## What is required
Using the listing below, report all lines holding the word "styled".

## Supplied information
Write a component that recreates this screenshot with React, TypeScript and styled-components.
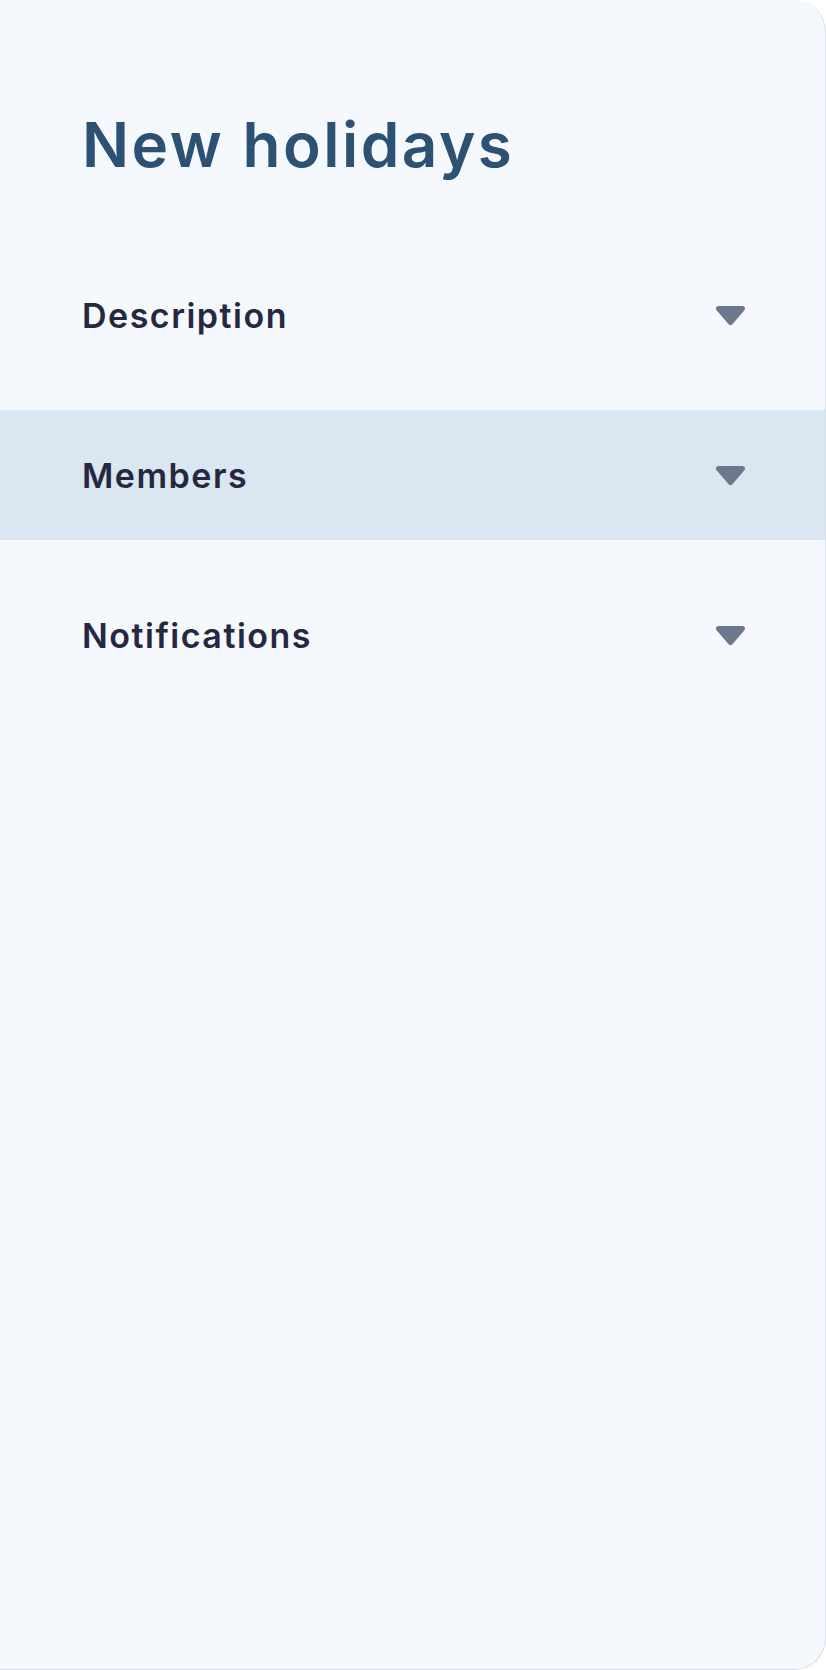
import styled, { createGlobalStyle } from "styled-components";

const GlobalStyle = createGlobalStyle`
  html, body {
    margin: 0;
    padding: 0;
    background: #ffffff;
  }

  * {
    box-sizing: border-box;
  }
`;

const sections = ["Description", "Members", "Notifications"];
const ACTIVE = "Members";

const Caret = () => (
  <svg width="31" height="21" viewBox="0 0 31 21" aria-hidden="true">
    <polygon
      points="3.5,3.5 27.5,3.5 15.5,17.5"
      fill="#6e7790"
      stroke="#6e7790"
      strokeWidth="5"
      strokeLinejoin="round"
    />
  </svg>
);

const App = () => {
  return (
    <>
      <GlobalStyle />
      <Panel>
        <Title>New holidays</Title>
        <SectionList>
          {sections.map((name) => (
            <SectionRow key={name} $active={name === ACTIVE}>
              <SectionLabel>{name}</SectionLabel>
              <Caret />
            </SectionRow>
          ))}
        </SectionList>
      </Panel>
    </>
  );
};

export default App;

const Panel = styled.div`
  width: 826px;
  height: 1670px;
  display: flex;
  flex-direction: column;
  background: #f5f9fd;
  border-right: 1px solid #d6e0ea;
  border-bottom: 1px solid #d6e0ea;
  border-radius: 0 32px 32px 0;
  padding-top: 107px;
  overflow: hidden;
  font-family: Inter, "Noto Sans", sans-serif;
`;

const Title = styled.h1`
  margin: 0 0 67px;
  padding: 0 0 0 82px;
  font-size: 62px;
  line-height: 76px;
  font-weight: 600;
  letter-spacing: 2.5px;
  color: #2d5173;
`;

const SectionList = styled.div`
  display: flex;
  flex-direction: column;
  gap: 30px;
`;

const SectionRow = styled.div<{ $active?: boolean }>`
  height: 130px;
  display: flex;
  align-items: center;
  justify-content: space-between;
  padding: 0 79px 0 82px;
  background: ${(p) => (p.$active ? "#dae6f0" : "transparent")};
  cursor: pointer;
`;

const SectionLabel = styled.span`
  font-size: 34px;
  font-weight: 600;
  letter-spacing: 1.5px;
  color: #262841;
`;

## In response
Write a component that recreates this screenshot with React, TypeScript and styled-components.
import styled, { createGlobalStyle } from "styled-components";
const Panel = styled.div`
const Title = styled.h1`
const SectionList = styled.div`
const SectionRow = styled.div<{ $active?: boolean }>`
const SectionLabel = styled.span`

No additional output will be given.